╔══
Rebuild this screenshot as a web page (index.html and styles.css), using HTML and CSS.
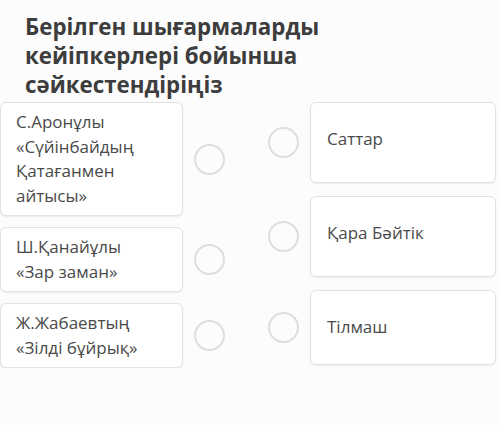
FILE: index.html
```html
<!DOCTYPE html>
<html lang="kk">
<head>
    <meta charset="UTF-8">
    <meta name="viewport" content="width=device-width, initial-scale=1.0">
    <title>Сәйкестендіру</title>
    <link rel="stylesheet" href="styles.css">
</head>
<body>
    <div class="quiz">
        <h1 class="quiz-title">Берілген шығармаларды кейіпкерлері бойынша сәйкестендіріңіз</h1>
        <div class="match">
            <div class="match-col match-col-left">
                <div class="pair">
                    <div class="card card-left">С.Аронұлы «Сүйінбайдың Қатағанмен айтысы»</div>
                    <span class="dot"></span>
                </div>
                <div class="pair">
                    <div class="card card-left">Ш.Қанайұлы «Зар заман»</div>
                    <span class="dot"></span>
                </div>
                <div class="pair">
                    <div class="card card-left">Ж.Жабаевтың «Зілді бұйрық»</div>
                    <span class="dot"></span>
                </div>
            </div>
            <div class="match-col">
                <div class="pair">
                    <span class="dot"></span>
                    <div class="card card-right">Саттар</div>
                </div>
                <div class="pair">
                    <span class="dot"></span>
                    <div class="card card-right">Қара Бәйтік</div>
                </div>
                <div class="pair">
                    <span class="dot"></span>
                    <div class="card card-right card-short">Тілмаш</div>
                </div>
            </div>
        </div>
    </div>
</body>
</html>
```

FILE: styles.css
```css
/* Global styles */
body {
    margin: 0;
    padding: 0;
    background: #fcfcfc;
    font-family: 'Open Sans', 'Noto Sans', sans-serif;
    color: #4a4a4a;
}

.quiz {
    padding-top: 12px;
}

/* Question title */
.quiz-title {
    margin: 0 0 3px;
    padding: 0 170px 0 25px;
    font-size: 22.3px;
    line-height: 29px;
    font-weight: bold;
    color: #3d3d3d;
}

/* Two columns of answers */
.match {
    display: grid;
    grid-template-columns: 225px 228px;
    column-gap: 43px;
    align-items: start;
}

.match-col {
    display: flex;
    flex-direction: column;
    gap: 13px;
}

.match-col-left {
    gap: 11px;
}

.pair {
    display: flex;
    align-items: center;
    gap: 11px;
}

.card {
    background: #fff;
    border: 1px solid #e2e2e2;
    border-radius: 6px;
    box-shadow: 0 1px 2px rgba(0, 0, 0, 0.07);
    font-size: 17px;
    line-height: 24.5px;
    box-sizing: border-box;
}

.card-left {
    width: 183px;
    padding: 7px 32px 7px 15px;
}

.card-right {
    flex: 1;
    height: 81px;
    padding: 0 16px 6px;
    display: flex;
    align-items: center;
}

.card-short {
    height: 75px;
    padding-bottom: 0;
}

/* Empty radio circles */
.dot {
    flex: none;
    width: 31px;
    height: 31px;
    border: 2px solid #dedede;
    border-radius: 50%;
    box-sizing: border-box;
}
```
╚══
WHAT TO DO → All the lines above are to be given again exactly as they read, with the pictures removed.

RESULT FOR THIS TASK →
Rebuild this screenshot as a web page (index.html and styles.css), using HTML and CSS.
FILE: index.html
```html
<!DOCTYPE html>
<html lang="kk">
<head>
    <meta charset="UTF-8">
    <meta name="viewport" content="width=device-width, initial-scale=1.0">
    <title>Сәйкестендіру</title>
    <link rel="stylesheet" href="styles.css">
</head>
<body>
    <div class="quiz">
        <h1 class="quiz-title">Берілген шығармаларды кейіпкерлері бойынша сәйкестендіріңіз</h1>
        <div class="match">
            <div class="match-col match-col-left">
                <div class="pair">
                    <div class="card card-left">С.Аронұлы «Сүйінбайдың Қатағанмен айтысы»</div>
                    <span class="dot"></span>
                </div>
                <div class="pair">
                    <div class="card card-left">Ш.Қанайұлы «Зар заман»</div>
                    <span class="dot"></span>
                </div>
                <div class="pair">
                    <div class="card card-left">Ж.Жабаевтың «Зілді бұйрық»</div>
                    <span class="dot"></span>
                </div>
            </div>
            <div class="match-col">
                <div class="pair">
                    <span class="dot"></span>
                    <div class="card card-right">Саттар</div>
                </div>
                <div class="pair">
                    <span class="dot"></span>
                    <div class="card card-right">Қара Бәйтік</div>
                </div>
                <div class="pair">
                    <span class="dot"></span>
                    <div class="card card-right card-short">Тілмаш</div>
                </div>
            </div>
        </div>
    </div>
</body>
</html>
```

FILE: styles.css
```css
/* Global styles */
body {
    margin: 0;
    padding: 0;
    background: #fcfcfc;
    font-family: 'Open Sans', 'Noto Sans', sans-serif;
    color: #4a4a4a;
}

.quiz {
    padding-top: 12px;
}

/* Question title */
.quiz-title {
    margin: 0 0 3px;
    padding: 0 170px 0 25px;
    font-size: 22.3px;
    line-height: 29px;
    font-weight: bold;
    color: #3d3d3d;
}

/* Two columns of answers */
.match {
    display: grid;
    grid-template-columns: 225px 228px;
    column-gap: 43px;
    align-items: start;
}

.match-col {
    display: flex;
    flex-direction: column;
    gap: 13px;
}

.match-col-left {
    gap: 11px;
}

.pair {
    display: flex;
    align-items: center;
    gap: 11px;
}

.card {
    background: #fff;
    border: 1px solid #e2e2e2;
    border-radius: 6px;
    box-shadow: 0 1px 2px rgba(0, 0, 0, 0.07);
    font-size: 17px;
    line-height: 24.5px;
    box-sizing: border-box;
}

.card-left {
    width: 183px;
    padding: 7px 32px 7px 15px;
}

.card-right {
    flex: 1;
    height: 81px;
    padding: 0 16px 6px;
    display: flex;
    align-items: center;
}

.card-short {
    height: 75px;
    padding-bottom: 0;
}

/* Empty radio circles */
.dot {
    flex: none;
    width: 31px;
    height: 31px;
    border: 2px solid #dedede;
    border-radius: 50%;
    box-sizing: border-box;
}
```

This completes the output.